The parashah resumes and picks up the narrative where it left off, with Moses atop the mountain, receiving more laws and instructions, as well as the Tablets, inscribed by the finger of God, and the people left down below start to worry whether something bad might have happened to Moses, and they feel abandoned both by their leader and by God. They press themselves upon Aaron, the natural successor to Moses, and Aaron goes along with their desires, making a calf out of gold, proclaiming (32:4), Eileh elokecha Yisrael, “this is your god, Israel!”
What is interesting here is that Aaron does not hesitate. He does not question why the Israelites asked him to do this, and he does not challenge them on it. This is in contrast to Moses, who challenges God on many occasions, to say nothing of challenging the people themselves. Moses pleads with God not to destroy the people using two arguments: one is an appeal to the covenant, but the other is an appeal to God’s vanity, for lack of a better word (32:12). “What would the Egyptians say, that You intended to do evil to them by taking them out into the mountains, and to obliterate them from upon the face of the earth?”
But Aaron does not argue back when the people begin to worry about their leader; instead, he goes along with their plan without complaint. Then, to compound his error, he gives two unconvincing, feeble excuses to Moses when he returns. First, he blames the people: “Don’t be angry with me! You know these people, ki ve-ra hu, how they are set on doing wicked things.” Then he blames, in a statement worthy of every six-year-old ever, the world, the universe, nature in general: “I cast the gold into the fire, and out came this calf!”
Moses’s reaction is furious: he grinds the statue to powder and makes the Israelites drink it, and then he leads the Levite army against the people, quite brutally. But then Moses promises the people that he will intercede on their behalf with God and pray for their forgiveness, leading to the famous personal encounter between God and Moses, where Moses is allowed to behold God’s back but not God’s face, and God proclaims the so-called “thirteen attributes”, the identity of which varies depending on how you count words and phrases.
After God produces this theophany for Moses, God establishes a new covenant (33:10): “Behold, I make a covenant: I will do wondrous things before all your people, such as never have been wrought in all the earth and among all the peoples. All the people who surround you will witness the works of God, awesome, which I am about to do with you.” In exchange for which, the Israelites will keep God’s laws and commandments, and God is very specific this time—in contrast to the first set of commandments given at the revelation at Sinai—about not bowing down to, or making a covenant with, any other gods or idols, and not making any images of them.

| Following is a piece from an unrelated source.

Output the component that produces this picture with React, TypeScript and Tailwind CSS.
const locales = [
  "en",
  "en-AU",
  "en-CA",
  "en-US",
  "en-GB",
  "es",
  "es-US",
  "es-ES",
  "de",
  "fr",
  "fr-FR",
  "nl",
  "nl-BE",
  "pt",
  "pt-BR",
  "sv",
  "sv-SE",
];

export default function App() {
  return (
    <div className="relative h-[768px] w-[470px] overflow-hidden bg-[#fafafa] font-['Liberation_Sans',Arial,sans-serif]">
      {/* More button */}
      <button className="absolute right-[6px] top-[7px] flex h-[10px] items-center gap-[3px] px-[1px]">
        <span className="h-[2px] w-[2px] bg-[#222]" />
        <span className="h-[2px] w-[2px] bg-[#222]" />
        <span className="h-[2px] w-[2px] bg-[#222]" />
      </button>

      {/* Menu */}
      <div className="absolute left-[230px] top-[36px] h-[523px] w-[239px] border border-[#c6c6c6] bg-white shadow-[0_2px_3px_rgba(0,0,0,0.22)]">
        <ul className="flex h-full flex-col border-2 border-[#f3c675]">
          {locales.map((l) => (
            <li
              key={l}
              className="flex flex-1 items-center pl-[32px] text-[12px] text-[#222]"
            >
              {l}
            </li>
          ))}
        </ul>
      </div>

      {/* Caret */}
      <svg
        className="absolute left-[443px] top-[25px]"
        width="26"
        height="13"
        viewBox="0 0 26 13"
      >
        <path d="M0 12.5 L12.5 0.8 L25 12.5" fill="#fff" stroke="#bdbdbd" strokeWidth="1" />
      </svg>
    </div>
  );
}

Why do we need this second covenant? Was the sin of Am Yisrael so great in the episode of the golden calf that God had to reestablish the covenant after atonement had been completed for the people? God had been prepared to make a new covenant with Moses and create a new people out of him, simply wiping away Am Yisrael and replacing them with a new nation. But Moses appealed to the covenant God made with Abraham, Isaac, and Jacob, the founders of the Israelite nation, and God decided to stick with it. The covenant needed to be reaffirmed, not completely remade. This is why we refer to ourselves as b’nai yisrael and not b’nai moshe, am yisrael and not am moshe: even though Moses was our greatest leader, a new covenant was not made with him, but God still honors the covenant that was made with our ancient forebears.
But at the same time, this week’s parashah still marks the beginning of a new chapter in the covenant. The people Israel are not on their own, but they are adrift. Moses has to restart them, reboot them, give them a good swift kick in the rear. That is why Moses asks God to forgive the people and to bless them. He instructs the people (32:29): “Consecrate yourselves today to God, for every man has been against his son and against his brother, that God may also bestow a blessing upon you today.”
We began with a baraita which tells us to bless counting or weighing or measuring things at their outset, because blessing is not to be found except where you cannot foresee the outcome, and while things are in progress one should ask for God to send blessing into the heap that is already there. Moses asks God to bless the people: the people have sinned so greatly that he wants to throw away everything that has happened so far and restart completely, with a clean slate before God.
But that is not how God works. God chooses to move forward with continuity. God does not explicitly bless the people here, in this parashah. God never says, “You are blessed” or “I bless you” or any such thing. Rather, God inserts blessing into the heap that is already there, the heap that is Am Yisrael, a chaotic heap, one with little hope of being put right by any one human being, but only by its collective efforts, with the blessing of God. We are a perpetual work in progress; may we continue to pray that God insert blessing into our heap.